WORK INSTRUCTIONS
Copy all lines below exactly as written. Leave pictures out.

RAW DATA
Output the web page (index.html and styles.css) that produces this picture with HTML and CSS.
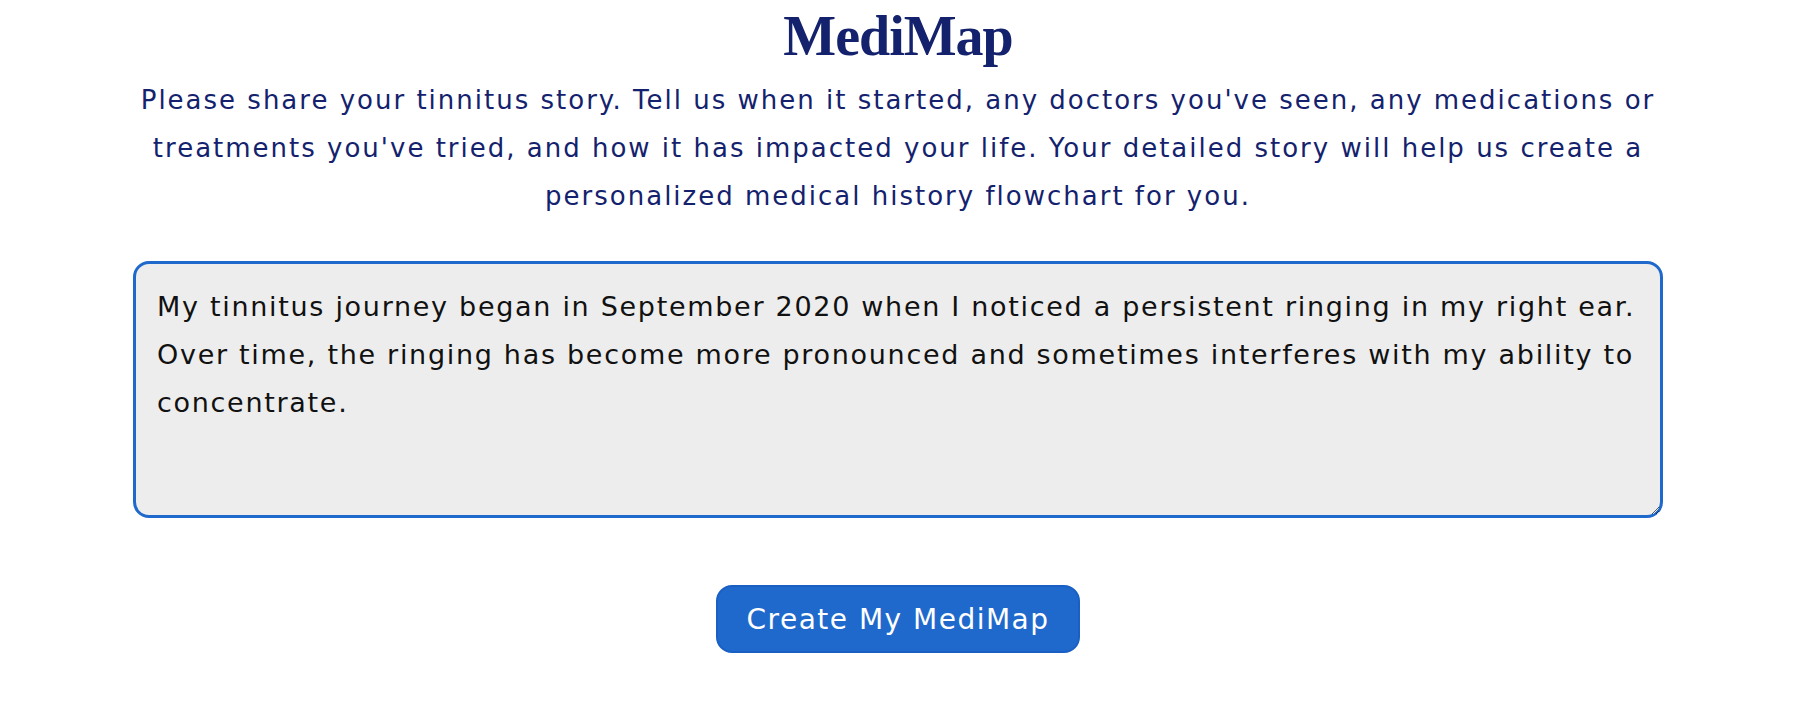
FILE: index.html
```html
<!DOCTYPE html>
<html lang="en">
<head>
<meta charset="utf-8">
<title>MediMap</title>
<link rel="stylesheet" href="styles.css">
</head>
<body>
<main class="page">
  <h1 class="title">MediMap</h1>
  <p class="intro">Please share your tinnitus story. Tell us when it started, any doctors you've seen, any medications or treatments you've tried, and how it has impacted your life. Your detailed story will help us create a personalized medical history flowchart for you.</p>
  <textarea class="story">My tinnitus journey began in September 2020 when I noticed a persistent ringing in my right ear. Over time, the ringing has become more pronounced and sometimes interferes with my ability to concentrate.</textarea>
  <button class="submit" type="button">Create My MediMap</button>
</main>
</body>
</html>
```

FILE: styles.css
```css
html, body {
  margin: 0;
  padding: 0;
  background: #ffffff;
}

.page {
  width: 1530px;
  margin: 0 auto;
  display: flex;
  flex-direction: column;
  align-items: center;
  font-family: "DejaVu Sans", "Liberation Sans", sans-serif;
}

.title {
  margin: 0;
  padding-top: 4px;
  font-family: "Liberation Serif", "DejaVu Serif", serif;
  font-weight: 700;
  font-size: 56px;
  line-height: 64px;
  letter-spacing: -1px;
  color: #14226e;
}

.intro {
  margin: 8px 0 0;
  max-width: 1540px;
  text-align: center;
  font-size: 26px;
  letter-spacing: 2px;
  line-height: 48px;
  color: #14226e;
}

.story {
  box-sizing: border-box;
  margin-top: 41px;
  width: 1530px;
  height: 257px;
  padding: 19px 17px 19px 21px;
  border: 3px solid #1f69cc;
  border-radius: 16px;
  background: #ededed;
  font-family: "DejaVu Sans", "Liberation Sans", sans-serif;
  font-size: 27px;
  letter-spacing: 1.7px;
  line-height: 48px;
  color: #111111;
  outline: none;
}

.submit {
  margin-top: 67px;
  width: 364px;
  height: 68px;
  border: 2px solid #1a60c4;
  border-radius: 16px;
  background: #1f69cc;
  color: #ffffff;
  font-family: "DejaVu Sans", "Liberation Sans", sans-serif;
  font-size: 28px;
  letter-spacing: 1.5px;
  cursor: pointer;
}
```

RESULT
Output the web page (index.html and styles.css) that produces this picture with HTML and CSS.
FILE: index.html
```html
<!DOCTYPE html>
<html lang="en">
<head>
<meta charset="utf-8">
<title>MediMap</title>
<link rel="stylesheet" href="styles.css">
</head>
<body>
<main class="page">
  <h1 class="title">MediMap</h1>
  <p class="intro">Please share your tinnitus story. Tell us when it started, any doctors you've seen, any medications or treatments you've tried, and how it has impacted your life. Your detailed story will help us create a personalized medical history flowchart for you.</p>
  <textarea class="story">My tinnitus journey began in September 2020 when I noticed a persistent ringing in my right ear. Over time, the ringing has become more pronounced and sometimes interferes with my ability to concentrate.</textarea>
  <button class="submit" type="button">Create My MediMap</button>
</main>
</body>
</html>
```

FILE: styles.css
```css
html, body {
  margin: 0;
  padding: 0;
  background: #ffffff;
}

.page {
  width: 1530px;
  margin: 0 auto;
  display: flex;
  flex-direction: column;
  align-items: center;
  font-family: "DejaVu Sans", "Liberation Sans", sans-serif;
}

.title {
  margin: 0;
  padding-top: 4px;
  font-family: "Liberation Serif", "DejaVu Serif", serif;
  font-weight: 700;
  font-size: 56px;
  line-height: 64px;
  letter-spacing: -1px;
  color: #14226e;
}

.intro {
  margin: 8px 0 0;
  max-width: 1540px;
  text-align: center;
  font-size: 26px;
  letter-spacing: 2px;
  line-height: 48px;
  color: #14226e;
}

.story {
  box-sizing: border-box;
  margin-top: 41px;
  width: 1530px;
  height: 257px;
  padding: 19px 17px 19px 21px;
  border: 3px solid #1f69cc;
  border-radius: 16px;
  background: #ededed;
  font-family: "DejaVu Sans", "Liberation Sans", sans-serif;
  font-size: 27px;
  letter-spacing: 1.7px;
  line-height: 48px;
  color: #111111;
  outline: none;
}

.submit {
  margin-top: 67px;
  width: 364px;
  height: 68px;
  border: 2px solid #1a60c4;
  border-radius: 16px;
  background: #1f69cc;
  color: #ffffff;
  font-family: "DejaVu Sans", "Liberation Sans", sans-serif;
  font-size: 28px;
  letter-spacing: 1.5px;
  cursor: pointer;
}
```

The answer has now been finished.